Neural Networks Integer Computation: Quantizing Convolutional Neural Networks of Inference and Training for Object Detection in Embedded Systems
Penghao Xiao,Chunjie Zhang,Qian Guo,Xiayang Xiao,Haipeng Wang
DOI: https://doi.org/10.1109/jstars.2024.3452321
IF: 4.715
2024-01-01
IEEE Journal of Selected Topics in Applied Earth Observations and Remote Sensing
Abstract:Deep neural networks (DNNs) have evolved to be the state-of-the-art technique for machine learning tasks. However, their high computational demands make them difficult to deploy on embedded devices with limited hardware resources and strict power budgets. Most embedded systems perform better with 8-bit data processing, prompting extensive research into 8-bit network quantization to enable faster inference.
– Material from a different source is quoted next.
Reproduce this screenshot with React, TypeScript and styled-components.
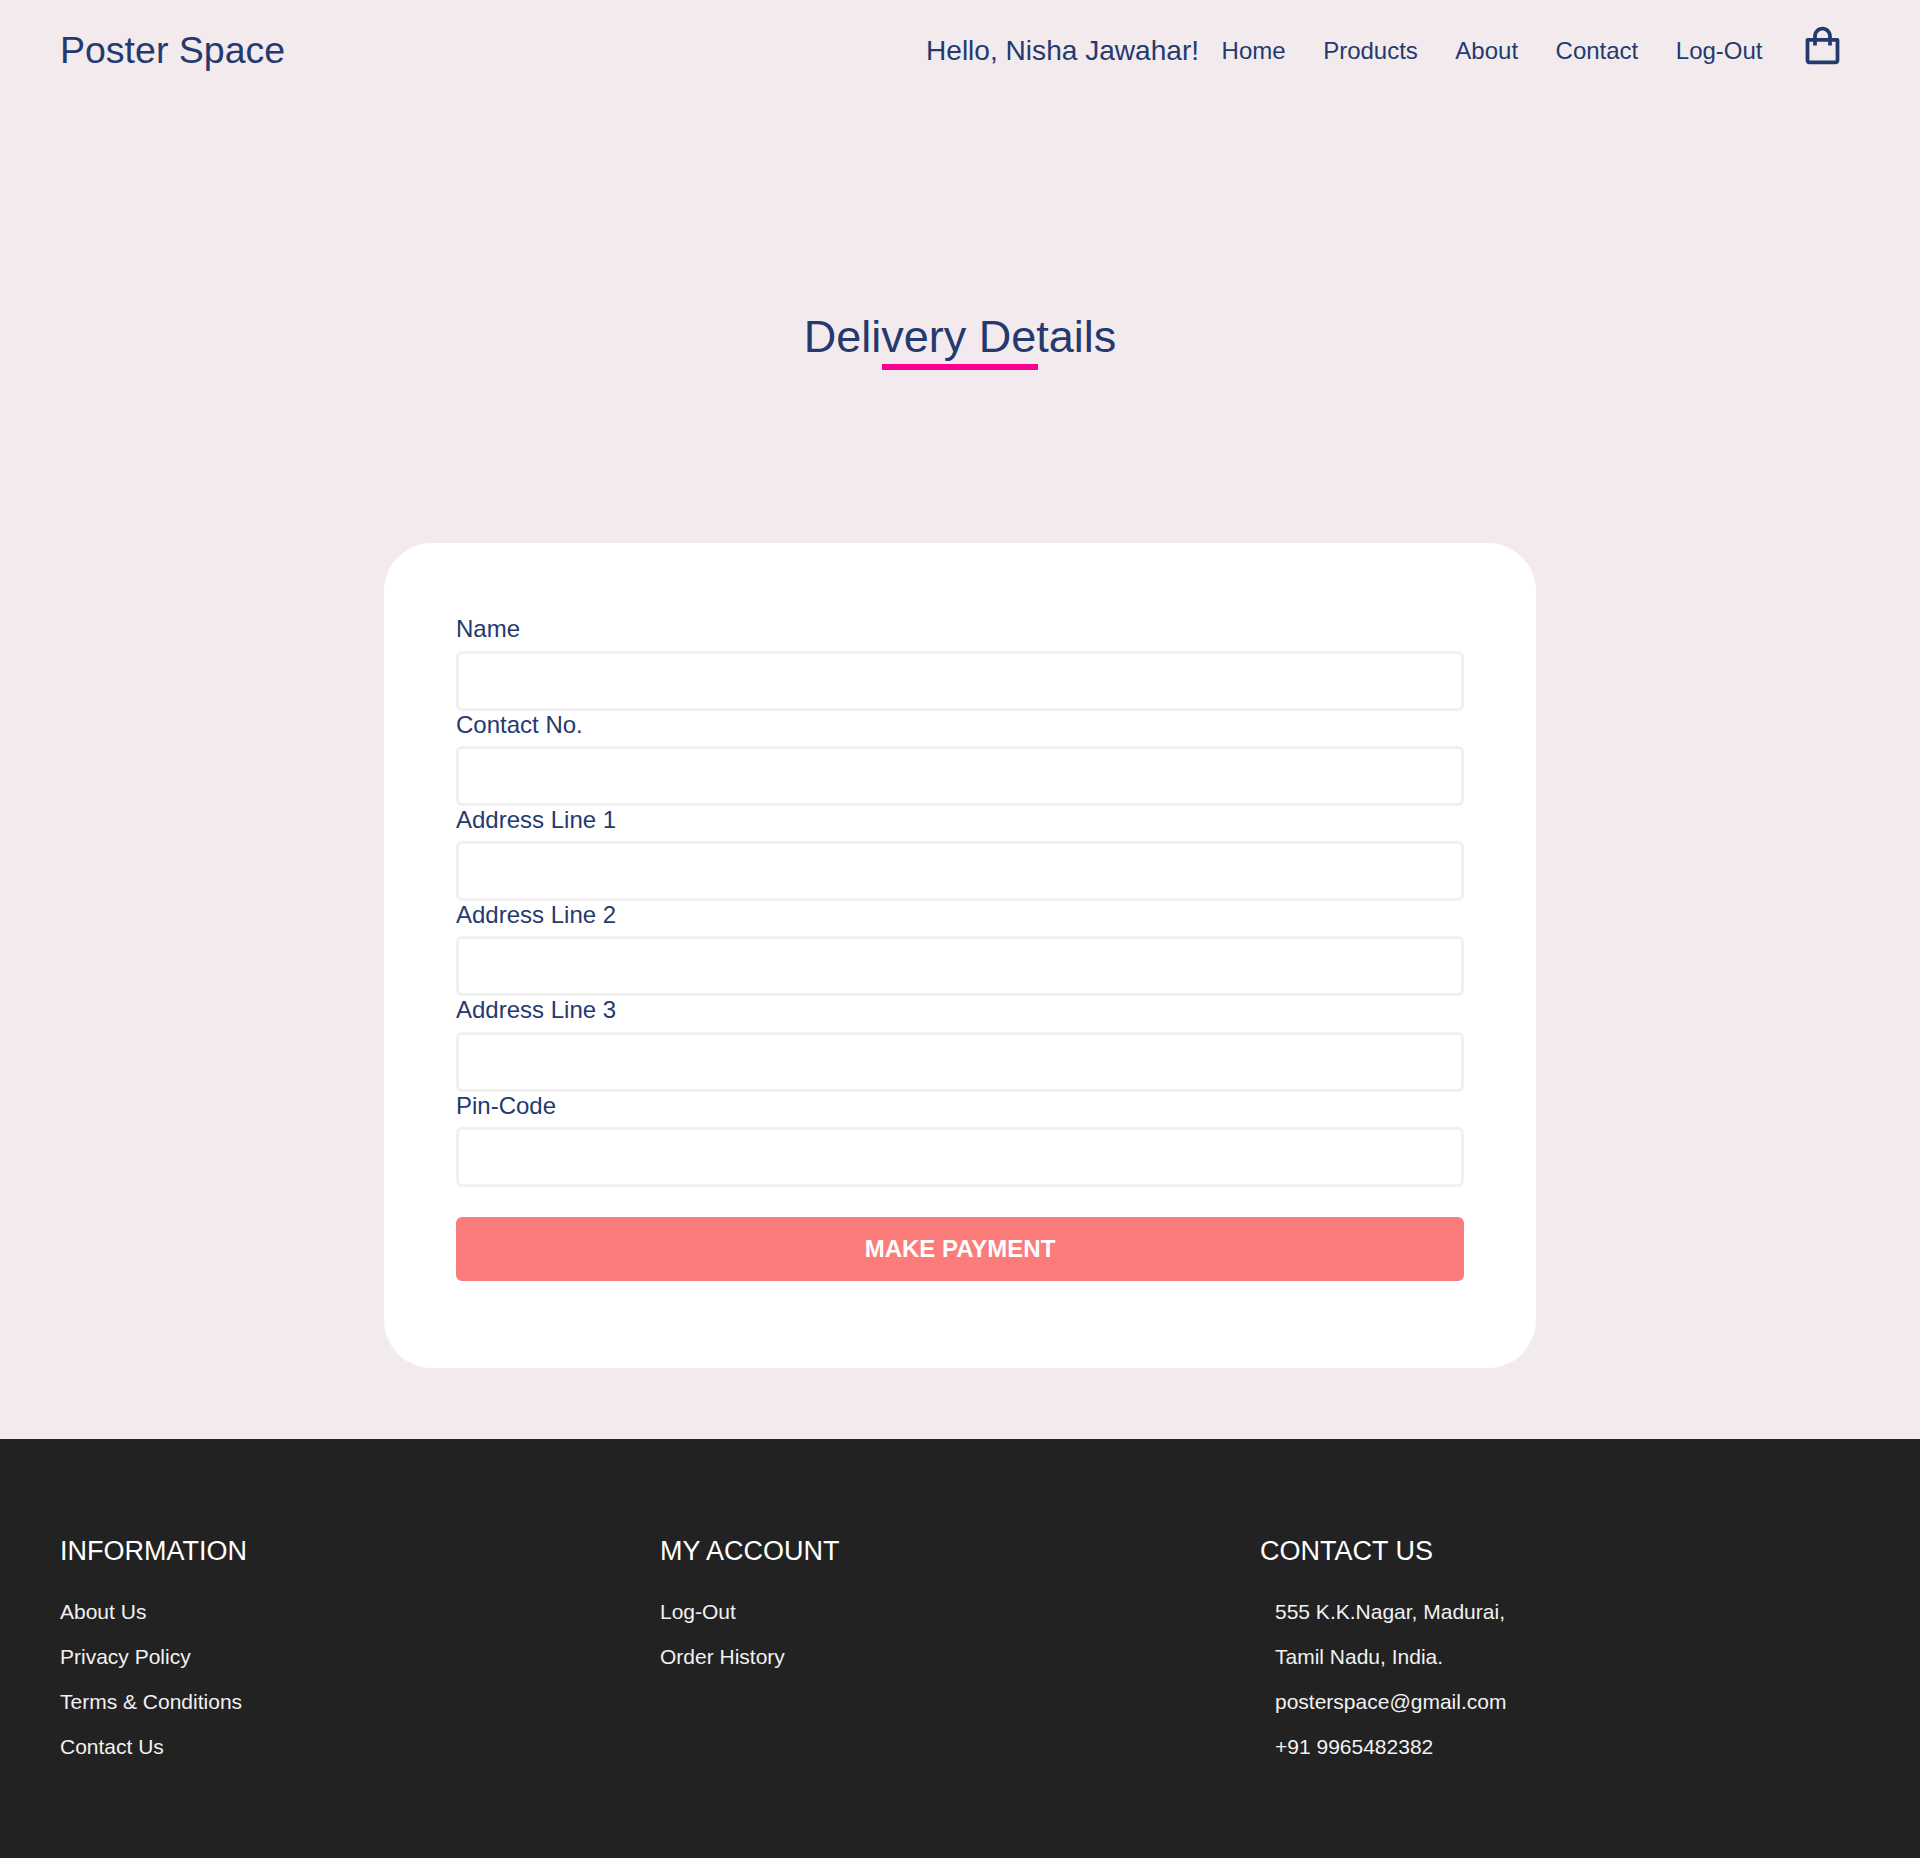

This article aims to propose a unified 8-bit inference and training framework to support object detection tasks, striving to balance accuracy and speed for conventional convolutional neural networks (CNNs). Initially, this article establishes a unified full int8 posttraining quantization (PTQ) method using KL_ divergence to evaluate the range of parameter distributions and thresholds before and after quantization. This method effectively addresses the quantization issues commonly found in networks with linear activations. For networks with nonlinear activations, this article introduces a hybrid precision posttraining quantization (H-PTQ) method that utilizes hybrid precision to perform forward inference, thereby mitigating quantization errors caused by nonlinear activation functions. Furthermore, quantization-aware training (QAT) typically employs the straightthrough estimator (STE) for backward propagation of gradients through the quantization function. However, since STE is an approximate computation, this article proposes an alternative called alpha-quantization-aware training (alpha-QAT). This method replaces the quantized weights in the loss function with affine combinations of the quantized and full-precision weights, enabling more precise forward and backward propagation to fine-tune the errors introduced by quantization. Finally, this paper conducted evaluations of quantized networks on ARM platforms and performed experiments across multiple datasets. The results indicate that the proposed PTQ, H-PTQ, and alpha-QAT methods achieved maximum accelerations of 4x, 2.3x, and 3.9x, respectively. In addition, these methods significantly reduced memory overhead by up to 57.11%, 43.16%, and 91.94%, and achieved model compression rates of up to 51.52%, 48.48%, and 49.70%.